In the previous subsections, we derived an optimality system and discussed its properties. Now, we discuss how to find such a control that satisfies such a system. Because solving an optimality system essentially requires solving a two-point boundary value problem [51], the forward-backward sweep method (FBSM) [22] provides a practical approach. Based on the FBSM, we provide a specific algorithm (Algorithm 1), denoted by the optimal cloud assistance algorithm. In addition, we should mention that it is extremely difficult if not impossible to prove the convergence of this algorithm. An illustration of this difficulty can be found in [52]. Nevertheless, as reported in [53], the FBSM can be quickly run and shows a good convergence in general practical cases. Hence, we can still adopt the optimal cloud assistance algorithm. Moreover, it is difficult to find a previous theoretical analysis of the complexity of the FBSM method. We also had difficulty conducting such an analysis, and therefore we discuss the practical complexity of the algorithm through our numerical experiments.

In lines 5 and 7 of Algorithm 1, we need to solve two dynamic systems characterized by ordinary differential equations. To solve ordinary differential equations, it is possible to apply numerical methods such as the Euler [54] and Runge–Kutta [55] methods. The Runge–Kutta approach has been proven to be more accurate but more time-consuming than the Euler method owing to its complexity.
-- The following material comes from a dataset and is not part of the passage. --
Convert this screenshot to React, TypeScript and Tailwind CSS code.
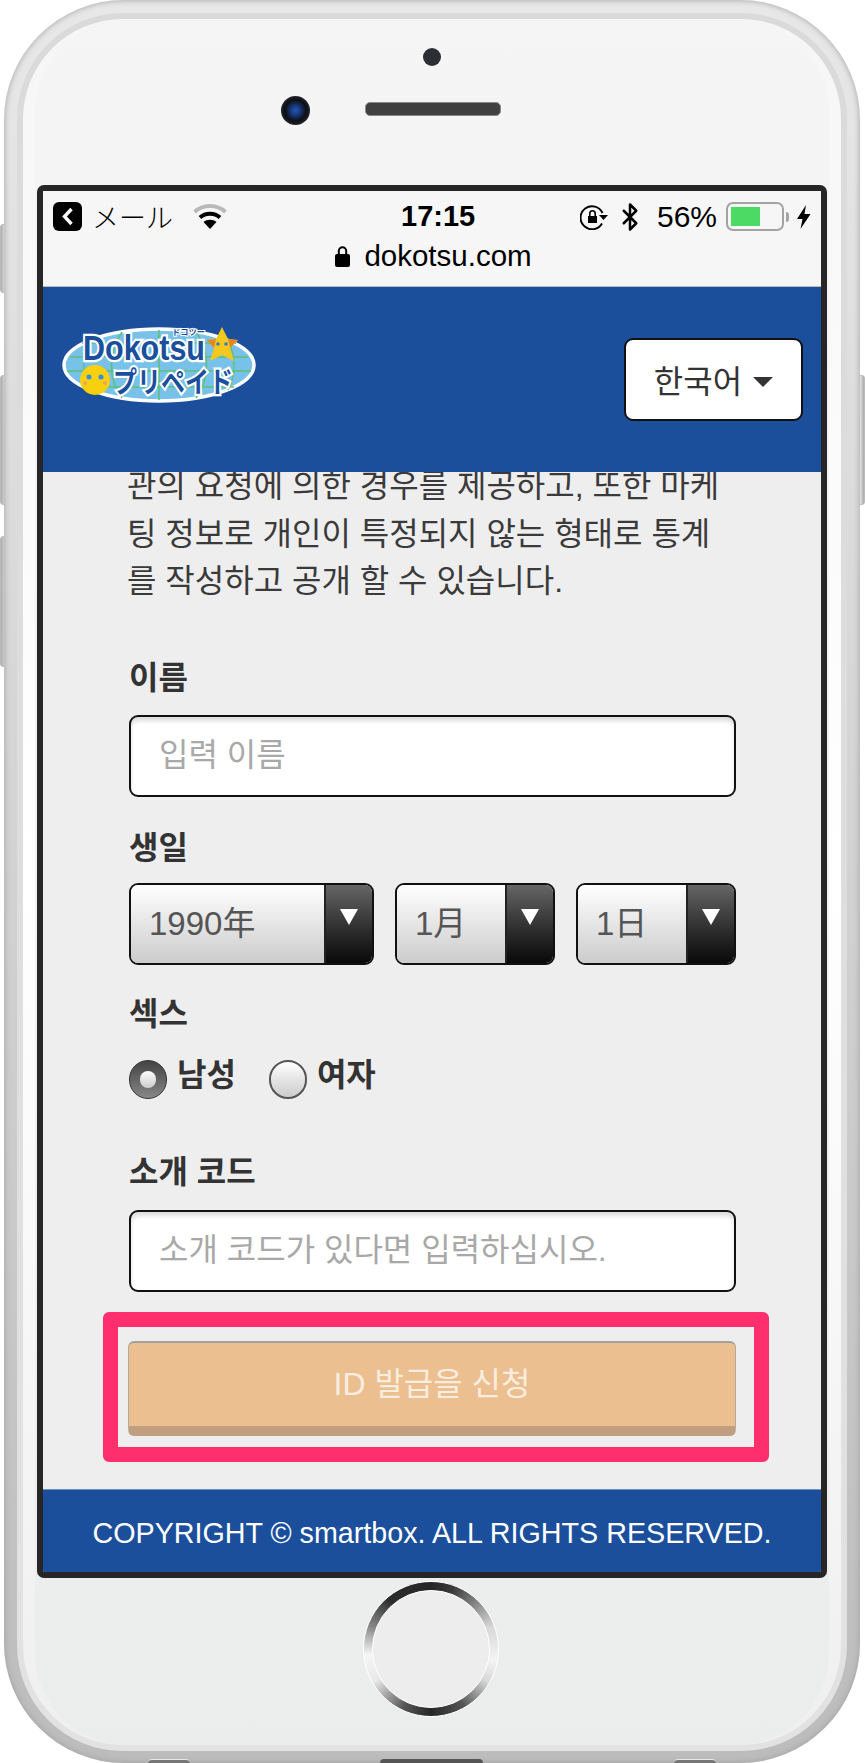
import React from 'react';
import { Bluetooth } from 'lucide-react';

const Logo: React.FC = () => (
    <svg width="194" height="76" viewBox="0 0 194 76" className="block overflow-visible">
        <ellipse cx="97" cy="38" rx="95" ry="36" fill="#78c2ea" stroke="#ffffff" strokeWidth="3.5" />
        <g stroke="#5cc07a" strokeWidth="1.5" fill="none">
            <path d="M8 30 H186 M5 44 H189 M20 16 H174 M22 60 H172" />
            <path d="M97 3 V73 M60 5 C46 25 46 52 60 71 M134 5 C148 25 148 52 134 71 M28 13 C20 30 20 48 28 63 M166 13 C174 30 174 48 166 63" />
        </g>
        <text x="21" y="33" fontFamily="Liberation Sans, sans-serif" fontWeight="700" fontSize="35" textLength="122" lengthAdjust="spacingAndGlyphs" fill="#1b4f9c" stroke="#ffffff" strokeWidth="4.5" paintOrder="stroke">Dokotsu</text>
        <text x="51" y="66" fontFamily="Noto Sans CJK JP, sans-serif" fontWeight="700" fontSize="29" textLength="120" lengthAdjust="spacingAndGlyphs" fill="#1b4f9c" stroke="#ffffff" strokeWidth="4.5" paintOrder="stroke">プリペイド</text>
        <text x="110" y="8" fontFamily="Noto Sans CJK JP, sans-serif" fontWeight="700" fontSize="8" textLength="33" lengthAdjust="spacingAndGlyphs" fill="#1b4f9c" stroke="#ffffff" strokeWidth="2" paintOrder="stroke">ドコツー</text>
        <polygon points="160,0 166,12 176,13 168,21 172,34 160,28 148,34 152,21 145,13 154,12" fill="#f5c81e" />
        <polygon points="145,13 154,12 152,21" fill="#e8861c" />
        <polygon points="176,13 166,12 168,21" fill="#e8861c" />
        <circle cx="156" cy="17" r="1.8" fill="#2f7fd0" />
        <circle cx="164" cy="17" r="1.8" fill="#2f7fd0" />
        <circle cx="33" cy="53" r="15" fill="#f8d010" />
        <circle cx="27" cy="50" r="2.5" fill="#2f8fe0" />
        <circle cx="39" cy="50" r="2.5" fill="#2f8fe0" />
        <circle cx="23" cy="56" r="2" fill="#f0a060" />
        <circle cx="43" cy="56" r="2" fill="#f0a060" />
    </svg>
);

const WifiIcon: React.FC = () => (
    <svg width="34" height="25" viewBox="0 0 34 25">
        <path d="M1.5 8 C10 0 24 0 32.5 8" fill="none" stroke="#b9b9b9" strokeWidth="4" />
        <path d="M7 13.5 C12.5 8.5 21.5 8.5 27 13.5" fill="none" stroke="#000" strokeWidth="4" />
        <path d="M17 25 L10.5 18 C14 15 20 15 23.5 18 Z" fill="#000" />
    </svg>
);

const RotationLock: React.FC = () => (
    <svg width="28" height="26" viewBox="0 0 28 26">
        <path d="M22.5 9 A11.5 11.5 0 1 0 22 19.5" fill="none" stroke="#000" strokeWidth="2" />
        <path d="M19 11 H28 L23.5 16 Z" fill="#000" />
        <path d="M8 12 H17 V19 H8 Z" fill="#000" />
        <path d="M9.8 12 V9.5 A2.7 2.7 0 0 1 15.2 9.5 V12" fill="none" stroke="#000" strokeWidth="1.6" />
    </svg>
);

const SelectBox: React.FC<{ label: string; width: string; textPad: string }> = ({ label, width, textPad }) => (
    <div className={`${width} h-[82px] flex border-2 border-[#111] rounded-[9px] overflow-hidden`}>
        <div className={`flex-1 flex items-center ${textPad} bg-gradient-to-b from-white to-[#cccccc] text-[#555555] text-[33px] [font-family:'Liberation_Sans','Noto_Sans_CJK_JP',sans-serif]`}>
            {label}
        </div>
        <div className="w-[48px] flex justify-center pt-[24px] border-l-2 border-l-[#222] bg-gradient-to-b from-[#666666] to-[#0a0a0a]">
            <svg width="18" height="16" viewBox="0 0 18 16"><path d="M0 0 H18 L9 16 Z" fill="#fff" /></svg>
        </div>
    </div>
);

const TextField: React.FC<{ placeholder: string }> = ({ placeholder }) => (
    <input
        readOnly
        placeholder={placeholder}
        className="block w-full h-[82px] pl-[28px] pr-3 bg-white border-2 border-[#111] rounded-[9px] shadow-[inset_0_4px_4px_#dddddd] text-[32px] placeholder:text-[#a8a8a8] outline-none"
    />
);

export default function App() {
    return (
        <div className="relative w-[865px] h-[1763px] overflow-hidden bg-white [font-family:'Liberation_Sans','Noto_Sans_CJK_KR',sans-serif] text-[#333333]">
            {/* side buttons */}
            <div className="absolute left-0 top-[224px] w-[6px] h-[69px] rounded-l-[3px] bg-gradient-to-r from-[#aaaaaa] to-[#e4e4e4] border border-[#bbbbbb]" />
            <div className="absolute left-0 top-[375px] w-[7px] h-[130px] rounded-l-[3px] bg-gradient-to-r from-[#aaaaaa] to-[#e4e4e4] border border-[#bbbbbb]" />
            <div className="absolute left-0 top-[536px] w-[7px] h-[131px] rounded-l-[3px] bg-gradient-to-r from-[#aaaaaa] to-[#e4e4e4] border border-[#bbbbbb]" />
            <div className="absolute right-0 top-[375px] w-[6px] h-[130px] rounded-r-[3px] bg-gradient-to-l from-[#aaaaaa] to-[#e4e4e4] border border-[#bbbbbb]" />

            {/* phone body */}
            <div className="relative ml-[4px] w-[856px] h-[1763px] rounded-[120px] px-[13px] pt-[13px] pb-[12px] bg-gradient-to-b from-[#e8e8e8] to-[#bcbcbc] shadow-[inset_0_0_6px_#a0a0a0]">
                <div className="h-full rounded-[106px] p-[6px] bg-gradient-to-b from-[#dadada] to-[#e2e2e2]">
                    <div className="h-full rounded-[100px] px-[12px] bg-gradient-to-b from-[#f6f6f6] via-[#ffffff] to-[#efefef]">
                        <div className="h-full rounded-[92px] bg-gradient-to-b from-[#f5f5f5] to-[#ebecec]">
                            {/* earpiece area */}
                            <div className="h-[166px] pt-[29px]">
                                <div className="ml-[388px] w-[18px] h-[18px] rounded-full bg-[#2b2e33]" />
                                <div className="flex items-start mt-[30px] pl-[246px]">
                                    <div className="w-[29px] h-[29px] rounded-full bg-[radial-gradient(circle,#2458b8_0%,#1a3a80_22%,#0d0f14_52%,#45464a_100%)]" />
                                    <div className="ml-[55px] mt-[6px] w-[136px] h-[14px] rounded-[5px] bg-[#404040] border border-[#8a8a8a]" />
                                </div>
                            </div>

                            {/* screen */}
                            <div className="mx-[2px] h-[1393px] flex flex-col border-[6px] border-[#262626] rounded-[7px] overflow-hidden">
                                <div className="h-[96px] bg-[#f6f6f6] border-b border-b-[#bbbbbb] text-black">
                                    <div className="h-[48px] flex items-center">
                                        <div className="w-[358px] flex items-center pl-[10px] pt-[3px]">
                                            <div className="w-[29px] h-[29px] rounded-[6px] bg-black flex items-center justify-center">
                                                <svg width="13" height="19" viewBox="0 0 13 19"><path d="M10.5 2 L3.5 9.5 L10.5 17" fill="none" stroke="#fff" strokeWidth="3.4" /></svg>
                                            </div>
                                            <span className="ml-[10px] w-[80px] text-[27px] leading-none whitespace-nowrap [font-family:'Noto_Sans_CJK_JP',sans-serif] font-light">メール</span>
                                            <span className="ml-[21px]"><WifiIcon /></span>
                                        </div>
                                        <div className="w-[74px] text-[29px] font-bold leading-none text-center whitespace-nowrap pt-[2px]">17:15</div>
                                        <div className="flex-1 flex items-center justify-end pr-[10px] pt-[3px]">
                                            <RotationLock />
                                            <Bluetooth size={30} strokeWidth={2} className="ml-[7px] text-black" />
                                            <span className="ml-[12px] text-[30px] leading-none">56%</span>
                                            <div className="ml-[9px] w-[58px] h-[29px] rounded-[7px] border-2 border-[#a3a3a3] p-[3px]">
                                                <div className="w-[29px] h-full bg-[#4cd964]" />
                                            </div>
                                            <div className="ml-[2px] w-[3px] h-[10px] rounded-r-[3px] bg-[#a3a3a3]" />
                                            <svg className="ml-[7px]" width="15" height="24" viewBox="0 0 15 24"><path d="M10 0 L1 14 H6.5 L4.5 24 L14.5 9 H8.5 Z" fill="#000" /></svg>
                                        </div>
                                    </div>
                                    <div className="flex items-center justify-center gap-[14px] text-[29.5px] leading-none pl-[3px] pt-[2px]">
                                        <svg width="15" height="22" viewBox="0 0 15 22">
                                            <path d="M3.8 9 V6 A3.7 3.7 0 0 1 11.2 6 V9" fill="none" stroke="#000" strokeWidth="2" />
                                            <rect x="0" y="9" width="15" height="13" rx="2" fill="#000" />
                                        </svg>
                                        <span>dokotsu.com</span>
                                    </div>
                                </div>

                                {/* site header */}
                                <div className="h-[185px] shrink-0 bg-[#1b4f9c] flex justify-between pl-[19px] pr-[18px]">
                                    <div className="mt-[40px]"><Logo /></div>
                                    <div className="mt-[51px] w-[179px] h-[83px] pt-[4px] bg-white border-2 border-[#111] rounded-[9px] flex items-center justify-center gap-[11px] text-[32px] text-[#333333]">
                                        <span>한국어</span>
                                        <svg width="20" height="10" viewBox="0 0 20 10"><path d="M0 0 H20 L10 10 Z" fill="#333" /></svg>
                                    </div>
                                </div>

                                {/* form */}
                                <div className="h-[1017px] shrink-0 overflow-hidden bg-[#eeeeee] pl-[86px] pr-[85px]">
                                    <p className="-mt-[9px] -ml-[2px] text-[32px] leading-[47.5px] whitespace-nowrap text-[#3a3a3a]">
                                        관의 요청에 의한 경우를 제공하고, 또한 마케<br />
                                        팅 정보로 개인이 특정되지 않는 형태로 통계<br />
                                        를 작성하고 공개 할 수 있습니다.
                                    </p>
                                    <div className="mt-[52px] h-[40px] leading-[40px] text-[32px] font-bold">이름</div>
                                    <div className="mt-[17px]"><TextField placeholder="입력 이름" /></div>
                                    <div className="mt-[31px] h-[40px] leading-[40px] text-[32px] font-bold">생일</div>
                                    <div className="mt-[15px] flex justify-between">
                                        <SelectBox label="1990年" width="w-[245px]" textPad="pl-[18px]" />
                                        <SelectBox label="1月" width="w-[160px]" textPad="pl-[18px]" />
                                        <SelectBox label="1日" width="w-[160px]" textPad="pl-[18px]" />
                                    </div>
                                    <div className="mt-[29px] h-[40px] leading-[40px] text-[32px] font-bold">섹스</div>
                                    <div className="mt-[26px] h-[39px] flex items-start text-[32px] font-bold leading-[31px]">
                                        <div className="w-[38px] h-[39px] rounded-full bg-gradient-to-b from-[#444444] to-[#888888] flex items-center justify-center border border-[#333333]">
                                            <div className="w-[16px] h-[17px] rounded-full bg-gradient-to-b from-white to-[#cccccc]" />
                                        </div>
                                        <span className="ml-[10px]">남성</span>
                                        <div className="ml-[33px] w-[38px] h-[39px] rounded-full bg-gradient-to-b from-white to-[#cccccc] border-2 border-[#555555]" />
                                        <span className="ml-[10px]">여자</span>
                                    </div>
                                    <div className="mt-[53px] h-[40px] leading-[40px] text-[32px] font-bold">소개 코드</div>
                                    <div className="mt-[18px]"><TextField placeholder="소개 코드가 있다면 입력하십시오." /></div>
                                    <div className="mt-[20px] -ml-[26px] w-[666px] h-[150px] border-[15px] border-[#ff2e6c] rounded-[6px] pl-[10px] pt-[14px]">
                                        <button className="block w-[608px] h-[95px] rounded-[6px] bg-[#ebbf8f] border-t-2 border-x border-t-[#a5a29c] border-x-[#b5ab9c] border-b-[10px] border-b-[#bf9f80] text-[32px] text-[#f8eddf]">
                                            ID 발급을 신청
                                        </button>
                                    </div>
                                </div>

                                {/* footer */}
                                <div className="flex-1 pt-[5px] bg-[#1b4f9c] text-white text-[28.7px] flex items-center justify-center whitespace-nowrap border-t border-t-[#6f8fbd]">
                                    COPYRIGHT © smartbox. ALL RIGHTS RESERVED.
                                </div>
                            </div>

                            {/* home button */}
                            <div className="mt-[3px] ml-[328px] w-[136px] h-[136px] rounded-full p-[8px] border border-white bg-[conic-gradient(#262626_0deg,#3a3a3a_20deg,#d8d8d8_70deg,#f4f4f4_100deg,#d8d8d8_120deg,#555555_150deg,#262626_180deg,#555555_205deg,#e8e8e8_240deg,#f6f6f6_265deg,#8a8a8a_290deg,#2c2c2c_320deg,#262626_360deg)]">
                                <div className="w-full h-full rounded-full bg-[#ecedec] border border-white" />
                            </div>
                        </div>
                    </div>
                </div>
                {/* bottom edge openings */}
                <div className="absolute bottom-0 left-[144px] w-[42px] h-[4px] rounded-t-[6px] bg-[#777777] border-t border-t-[#e8e8e8]" />
                <div className="absolute bottom-0 left-[376px] w-[103px] h-[4px] rounded-t-[6px] bg-[#555555]" />
                <div className="absolute bottom-0 left-[670px] w-[42px] h-[4px] rounded-t-[6px] bg-[#777777] border-t border-t-[#e8e8e8]" />
            </div>
        </div>
    );
}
Nevertheless, when the step length is small enough, the difference between the two methods is generally negligible.

The relations among the FBSM, the optimal cloud assistance algorithm, the Euler method, and the Runge–Kutta method are as follows: (a) the implementation of the FBSM is dependent on methods such as the Euler and Runge–Kutta approaches used for solving ordinary differential equations, and (b) the optimal cloud assistance algorithm is a practical application of the FBSM.

Illustrative examples

In the previous section, we discussed how to solve the optimal cloud assistance problem. In this section, we provide several numerical examples to illustrate the problem and its optimal policies.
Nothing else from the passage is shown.